YouTube found “Havana” by Camila Cabello just for me and I liked it. I listed to it again and again. Havana’s story arch — punctuated with laughter and complete with happy ending — drew me right in. The video switches back and forth, from English to Spanish.
Because I liked “Havana”, YouTube brought me other bi-lingual music videos. I liked those so YouTube presented Spanish only videos, including ones featuring Natalia LaFourcade. Her voice is so pure and her songs so compelling, I was briefly convinced that I must be the last person in the whole world to know about her. Even if you, like me, don’t understand Spanish, surely you know Natalia LaFourcade!
LaFourcado’s “La Llorona” opens with graceful guitar lines and waltzes into a haunting song. A figure draped with an embroidered shawl flits about cemeteries, churches, and streets during Day of the Dead. Candles flicker by tombstones decked with flowers and Marigold petals drift from a child’s hand. Faces in the street are painted like skulls.
When I visited Oaxaca during Day of the Dead, I could feel things happening all around me. But it was like being color blind in front of a peacock. The solemnity passed through me, a sigh of mystery, incomprehensible, foreign.
In a house with the rooms built around an open courtyard, two elderly women sat at a long dining room table, drinking mescal with their late husbands, whose faces smiled from faded photographs decked with flowers. In a cometary after dark, families picnicked on grave sites, sharing food with the dearly departed. Something was happening, but I couldn’t say what.
The song La Llorona was an echo of that feeling. But I thought maybe I could pin it down.
An internet search supplied three different English translations of LaFourcade’s lyrics — different being the key word. At least two of the translations had to be wrong. According to Wikipedia, La Llorona is the legendary Mexican ghost, The Weeping Woman who drowned her own children. The traditional folk-song version has many verses, with multiple interpretations.Death, Life, Loss, and Love are all in there, but they slide around. It is a folksong with a number of meanings. I could forget about pinning it down.

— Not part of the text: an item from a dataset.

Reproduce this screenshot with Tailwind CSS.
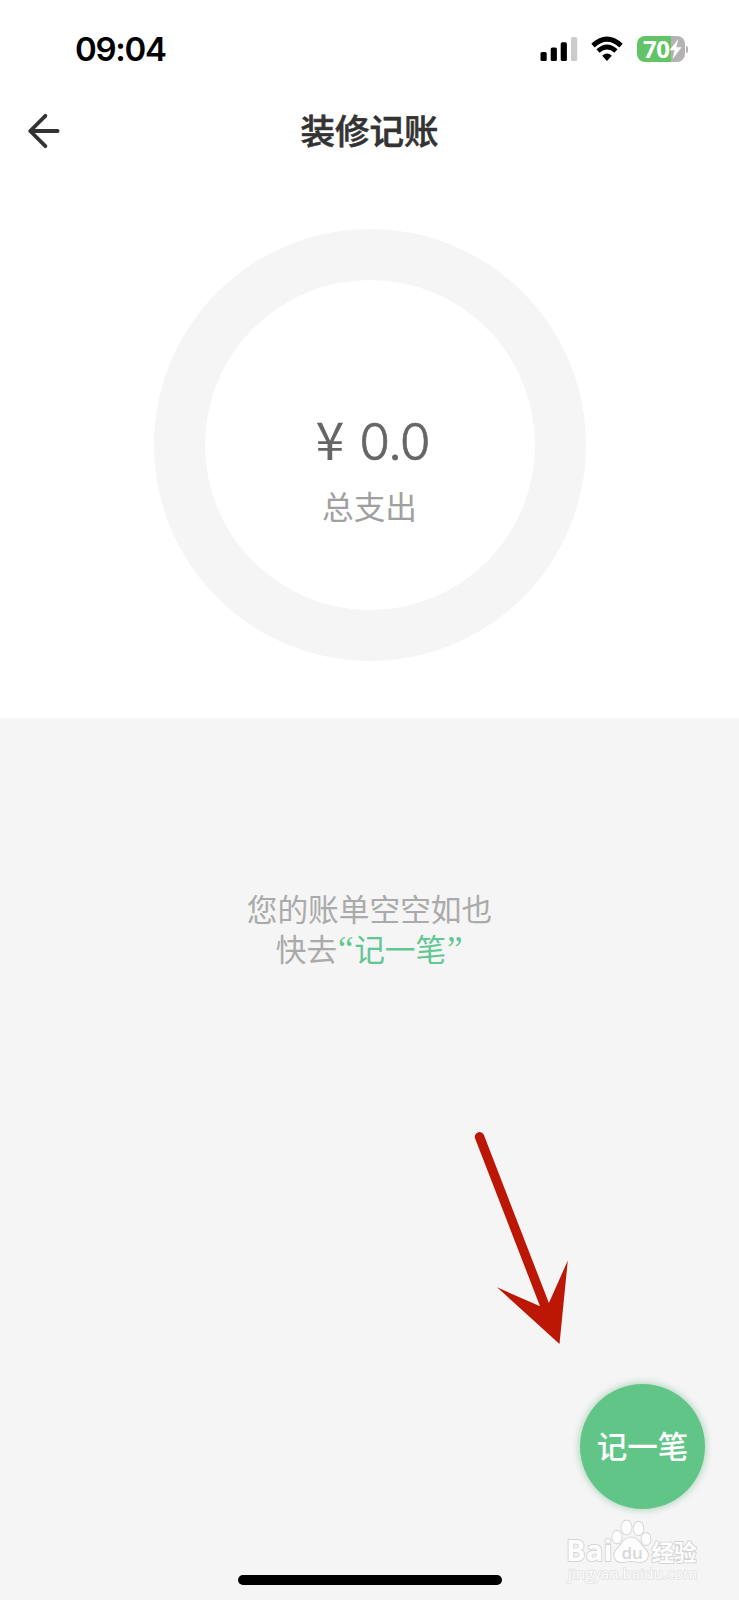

Death, Life, Loss, and Love were also the underpinnings of a lengthy phone conversation between my uncle and me the other night. He would ask me, Do you remember your grandparents’ house on Markley Street? Your Great Grandmother Creager? Her mother, Grandma Clark, who saw Abraham Lincoln from her father’s shoulders? Our Grandmother Barnard? I remember them all. I can pick them out in photos and home movies. They are the main characters in family stories.
My father’s and my uncle’s perspectives are different, so even when they tell the same story, it is not exactly the same. But the woman shine. The stories of these strong women nurtured me. It makes sad to know that someday a descendant will pick up a photo of Grandma Clark without knowing who she was or the courage she wielded as a young widow.
Marigolds, candles, and mescal will not summon any of my grandmothers or my father for a visit, even on Day of the Dead. And I wouldn’t know it if they did? It’s outside our tradition and copying the trappings from Day of the Dead won’t bring us into a space where we will know each other again.
But, even in Oaxaca, someone must remember you to put out your photograph. Someday, no one will remember you or put out your photograph and you, and all your stories, will be truly gone from this world.